During my two months in São Felix, despite ferocious mosquitos, sleepless nights in squelching heat, and mold and dust so heavy in places that it was hard to breathe, I fell in love with this place – its two pristine rivers, its embattled forests, and its night sky.
But more than anything else, the people of São Felix captured my heart. Nowhere in all my travels had I encountered people so open, friendly, eager to help and so hopeful for a better future. This surprised me, given the town’s history of conflict and the fact that many people in São Felix had only recently arrived and were still putting down roots.
People in São Felix are beginning to feel a sense of community and are working to make their home a place they can stay.

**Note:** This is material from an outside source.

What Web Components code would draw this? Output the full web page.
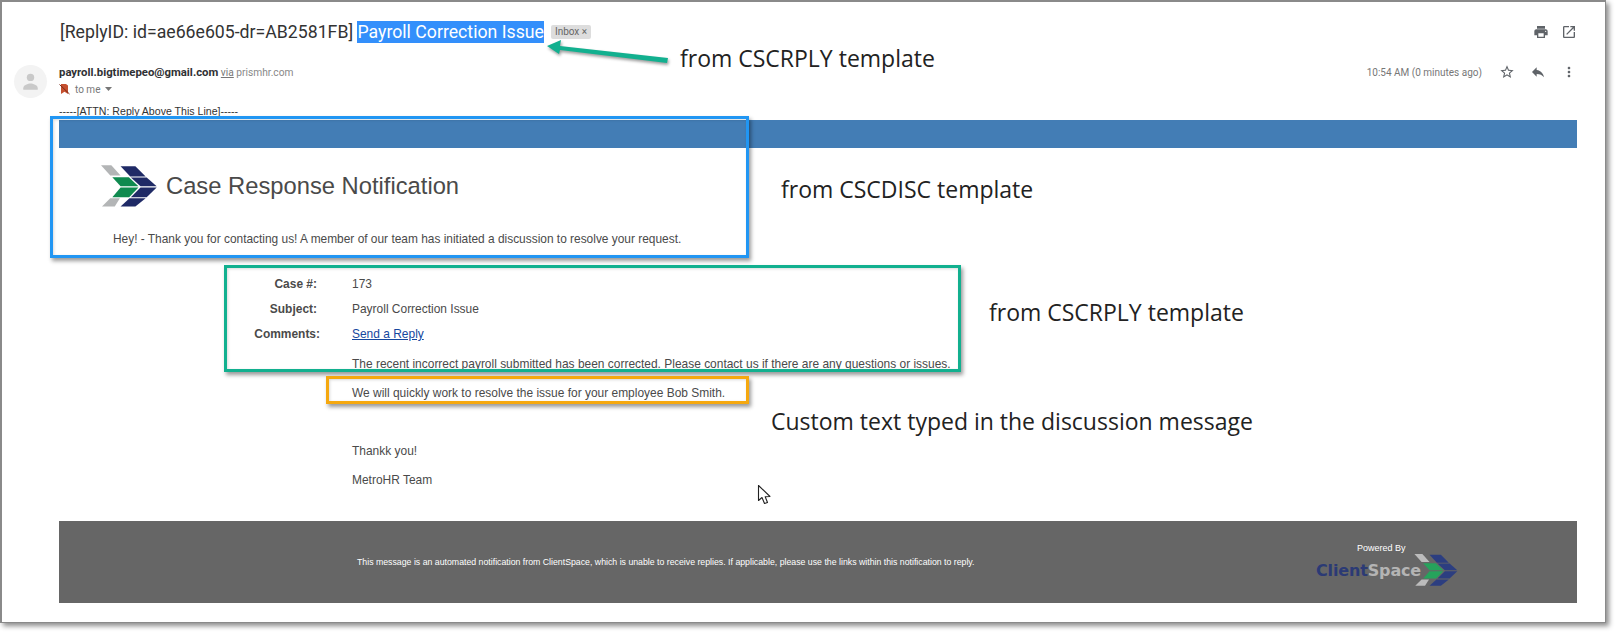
<!doctype html>
<html lang="en">
<head>
<meta charset="utf-8">
<title>Case Response Notification</title>
<style>
  html, body { margin:0; background:#fff; }
  body { width:1615px; height:633px; overflow:hidden; }
</style>
</head>
<body>
<mail-shot>
  <mail-subject>
    <span>[ReplyID: id=ae66e605-dr=AB2581FB] </span><mark>Payroll Correction Issue</mark>
  </mail-subject>
  <mail-sender></mail-sender>
  <attn-line>-----[ATTN: Reply Above This Line]-----</attn-line>
  <case-notice>
    <detail-row label="Case #:">173</detail-row>
    <detail-row label="Subject:">Payroll Correction Issue</detail-row>
    <detail-row label="Comments:" wide><a href="#">Send a Reply</a></detail-row>
    <detail-row style="margin-top:5px">The recent incorrect payroll submitted has been corrected. Please contact us if there are any questions or issues.</detail-row>
    <detail-row style="margin-top:4px">We will quickly work to resolve the issue for your employee Bob Smith.</detail-row>
    <detail-row style="margin-top:33px">Thankk you!</detail-row>
    <detail-row style="margin-top:4px">MetroHR Team</detail-row>
  </case-notice>

  <note-box slot="over" tone="#2196f3" style="left:48px;top:114px;width:699px;height:142px"></note-box>
  <note-box slot="over" tone="#12b08f" style="left:222px;top:263px;width:737px;height:107px"></note-box>
  <note-box slot="over" tone="#f5a80f" style="left:324px;top:374px;width:423px;height:28px"></note-box>
  <note-text slot="over" style="left:678px;top:41px">from CSCRPLY template</note-text>
  <note-text slot="over" style="left:779px;top:172px">from CSCDISC template</note-text>
  <note-text slot="over" style="left:987px;top:295px">from CSCRPLY template</note-text>
  <note-text slot="over" style="left:769px;top:404px">Custom text typed in the discussion message</note-text>
  <svg slot="over" style="position:absolute;left:538px;top:34px" width="135" height="32" viewBox="0 0 135 32">
    <path d="M128 22 L20 10 L21 4 L7 10 L19 18 L20 14 L127 27 Z" fill="#12b08f" style="filter:drop-shadow(1px 2px 1.5px rgba(0,0,0,.4))"/>
  </svg>
  <svg slot="over" style="position:absolute;left:755px;top:482px" width="16" height="22" viewBox="0 0 16 22">
    <path d="M1.5 1.5 V16.5 L5 13.5 L7.5 19.5 L10.5 18.5 L8.2 12.8 L13 12.5 Z" fill="#fff" stroke="#222" stroke-width="1.1" stroke-linejoin="round"/>
  </svg>
</mail-shot>

<script>
// Material icon paths used in the mail header
const ICONS = {
  print: "M19 8H5c-1.66 0-3 1.34-3 3v6h4v4h12v-4h4v-6c0-1.66-1.34-3-3-3zm-3 11H8v-5h8v5zm3-7c-.55 0-1-.45-1-1s.45-1 1-1 1 .45 1 1-.45 1-1 1zm-1-9H6v4h12V3z",
  open: "M19 19H5V5h7V3H5c-1.11 0-2 .9-2 2v14c0 1.1.89 2 2 2h14c1.1 0 2-.9 2-2v-7h-2v7zM14 3v2h3.59l-9.83 9.83 1.41 1.41L19 6.41V10h2V3h-7z",
  star: "M22 9.24l-7.19-.62L12 2 9.19 8.63 2 9.24l5.46 4.73L5.82 21 12 17.27 18.18 21l-1.63-7.03L22 9.24zM12 15.4l-3.76 2.27 1-4.28-3.32-2.88 4.38-.38L12 6.1l1.71 4.04 4.38.38-3.32 2.88 1 4.28L12 15.4z",
  reply: "M10 9V5l-7 7 7 7v-4.1c5 0 8.5 1.6 11 5.1-1-5-4-10-11-11z",
  more: "M12 8c1.1 0 2-.9 2-2s-.9-2-2-2-2 .9-2 2 .9 2 2 2zm0 2c-1.1 0-2 .9-2 2s.9 2 2 2 2-.9 2-2-.9-2-2-2zm0 6c-1.1 0-2 .9-2 2s.9 2 2 2 2-.9 2-2-.9-2-2-2z",
};

function icon(name, size, color) {
  return `<svg width="${size}" height="${size}" viewBox="0 0 24 24" fill="${color}"><path d="${ICONS[name]}"/></svg>`;
}

function define(tag, style, markup, init) {
  customElements.define(tag, class extends HTMLElement {
    constructor() {
      super();
      this.attachShadow({ mode: "open" });
    }
    connectedCallback() {
      const html = typeof markup === "function" ? markup(this) : markup;
      this.shadowRoot.innerHTML = `<style>${style}</style>${html}`;
      if (init) init(this);
    }
  });
}

// outer screenshot frame; annotations go in the "over" slot
define("mail-shot", `
  :host { display:block; position:relative; box-sizing:border-box; width:1606px; height:623px;
          border:1px solid #8a8a8a; border-top-width:2px; border-left-width:2px; background:#fff;
          box-shadow:3px 3px 5px rgba(0,0,0,.45); font-family:"Liberation Sans",Arial,sans-serif; }
  .flow { display:flex; flex-direction:column; height:100%; }
`, `<div class="flow"><slot></slot></div><slot name="over"></slot>`);

define("mail-subject", `
  :host { display:flex; align-items:center; height:22px; margin-top:19px; padding:0 28px 0 58px;
          font:17.7px/22px Roboto,"Liberation Sans",sans-serif; color:#333; white-space:pre; }
  ::slotted(mark) { background:#338ffb; color:#fff; }
  .chip { margin-left:7px; height:14px; padding:0 4px; background:#ddd; border-radius:2px; color:#666;
          font:10px/14px Roboto,sans-serif; }
  .tools { margin-left:auto; display:flex; gap:12px; }
  svg { display:block; }
`, () => `<slot></slot><span class="chip">Inbox ×</span>
  <div class="tools">${icon("print", 16, "#5f6368")}${icon("open", 16, "#5f6368")}</div>`);

define("mail-sender", `
  :host { display:grid; grid-template-columns:57px 1fr auto; margin-top:19px; padding-right:28px;
          font-family:Roboto,"Liberation Sans",sans-serif; color:#5f6368; }
  .avatar { width:33px; height:33px; margin:3px 0 0 12px; border-radius:50%; background:#f3f3f3; }
  .who { height:19px; line-height:20px; font-size:10.2px; color:#888; }
  .who b { color:#303134; font-weight:700; font-size:11.35px; }
  .who u { color:#777; }
  .to { display:flex; align-items:center; gap:5px; height:16px; font-size:10px; color:#777; }
  .side { display:flex; align-items:center; height:20px; font-size:10px; color:#777; }
  .side svg { display:block; }
  .side .t { margin-right:17px; }
  .side .gap { width:15px; }
`, () => `
  <svg class="avatar" viewBox="0 0 32 32"><circle cx="16" cy="12" r="3.6" fill="#c9c9c9"/><path d="M9 22.5c0-3.2 4.700-4.600 7-4.600s7 1.400 7 4.600V24H9z" fill="#c9c9c9"/></svg>
  <div>
    <div class="who"><b>payroll.bigtimepeo@gmail.com</b> <u>via</u> prismhr.com</div>
    <div class="to">
      <svg width="11" height="12" viewBox="0 0 11 12"><path d="M2 1h5l2 1.500V11L5.500 8.800 2 11z" fill="#c5502f"/><path d="M.5 1.500 10.500 11" stroke="#7a2a1a" stroke-width="1"/></svg>
      <span>to me</span><svg width="7" height="4" viewBox="0 0 7 4"><path d="M0 0h7L3.500 4z" fill="#777"/></svg>
    </div>
  </div>
  <div class="side">
    <span class="t">10:54 AM (0 minutes ago)</span>
    ${icon("star", 16, "#5f6368")}<span class="gap"></span>${icon("reply", 16, "#5f6368")}<span class="gap"></span>${icon("more", 16, "#5f6368")}
  </div>`);

define("attn-line", `
  :host { display:block; height:14px; margin:6px 0 2px 57px; font-size:10.6px; line-height:14px; color:#333; }
`, `<slot></slot>`);

// the chevron logo, coordinates traced from the reference at 3x
define("brand-mark", `
  :host { display:block; }
  svg { display:block; width:100%; height:100%; }
  .s { fill:var(--mark-grey,#b3b5b6); }
  .g { fill:var(--mark-green,#0f8a4f); }
  .n { fill:var(--mark-navy,#1f2a66); }
`, `<svg viewBox="35 42 163 121">
  <g class="s"><path d="M35 42h30l27 30H62z"/><path d="M62 138h28l-15 24H38z"/></g>
  <g class="g"><path d="M68 77h48l28 26H92z"/><path d="M92 107h52l-27 28H68z"/></g>
  <g class="n"><path d="M92 45h43l30 30h-45z"/><path d="M122 78h46l29 25h-47z"/><path d="M150 107h47l-29 28h-46z"/><path d="M118 138h47l-30 24H92z"/></g>
</svg>`);

define("case-notice", `
  :host { display:block; margin:0 28px 0 57px; font-family:"Liberation Sans",Arial,sans-serif; color:#4a4a4a; }
  .banner { height:28px; background:#437db5; }
  .head { display:flex; align-items:center; gap:9px; height:42px; margin:18px 0 0 42px; }
  brand-mark { width:56px; height:42px; margin-top:-3px; }
  h1 { margin:-2px 0 0; font-size:23.75px; font-weight:400; color:#4a4a4a; }
  .hey { height:16px; margin:23px 0 0 54px; font-size:11.92px; line-height:16px; }
  .details { margin-top:25px; }
  notice-footer { margin-top:28px; }
`, `<div class="banner"></div>
  <div class="head"><brand-mark></brand-mark><h1>Case Response Notification</h1></div>
  <div class="hey">Hey! - Thank you for contacting us! A member of our team has initiated a discussion to resolve your request.</div>
  <div class="details"><slot></slot></div>
  <notice-footer></notice-footer>`);

define("detail-row", `
  :host { display:grid; grid-template-columns:258px 1fr; column-gap:35px; height:25px; align-items:center;
          font-size:11.96px; line-height:25px; color:#4a4a4a; }
  .l { text-align:right; font-weight:700; }
  :host([wide]) .l { margin-right:-3px; }
  ::slotted(a) { color:#15479e; }
`, (el) => `<div class="l">${el.getAttribute("label") || ""}</div><div><slot></slot></div>`);

define("notice-footer", `
  :host { display:flex; align-items:center; height:82px; padding-left:298px; background:#666; color:#fff; font-size:8.75px;
          --mark-grey:#bcbcbc; --mark-green:#26a35c; --mark-navy:#2c3e80; }
  .msg { flex:1; }
  .by { align-self:flex-start; width:262px; padding-top:21px; box-sizing:border-box; }
  .by div { margin-left:42px; line-height:12px; font-size:9px; }
  .row { display:flex; align-items:center; height:32px; }
  .word { margin-left:1px; font:700 16px "DejaVu Sans",sans-serif; letter-spacing:-.15px; color:#b4b4b4; }
  .word b { color:#2b3a75; }
  brand-mark { width:44px; height:32px; margin-left:-7px; }
`, `<span class="msg">This message is an automated notification from ClientSpace, which is unable to receive replies. If applicable, please use the links within this notification to reply.</span>
  <div class="by"><div>Powered By</div><span class="row"><span class="word"><b>Client</b>Space</span><brand-mark></brand-mark></span></div>`);

// coloured annotation rectangle
define("note-box", `
  :host { display:block; position:absolute; box-sizing:border-box; border:3px solid var(--tone);
          box-shadow:2px 3px 4px rgba(0,0,0,.4), inset 1px 1px 3px rgba(0,0,0,.15); }
`, ``, (el) => el.style.setProperty("--tone", el.getAttribute("tone")));

define("note-text", `
  :host { display:block; position:absolute; font:23px/30px "Open Sans",sans-serif; color:#222; white-space:nowrap; }
`, `<slot></slot>`);
</script>
</body>
</html>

When I spoke with Father Danilo and Domingo from an association of family farmers, they talked about helping small farmers find alternatives to cattle ranching by working with them to diversify their farms to produce fruit, vegetables, cacao, milk, and other lucrative crops. “I think we are seeing results here in São Felix,” said Father Danilo. “Various people are seeing that you can live well on 100 hectares. You don’t have to keep deforesting … There is a viable alternative – gardens, cacao; cattle, yes, but just a small number for milk production – this has a big influence. It helps us lose this idea that to have a good life you have to be a big rancher. Having a well-structured, diversified farm also provides a good life.”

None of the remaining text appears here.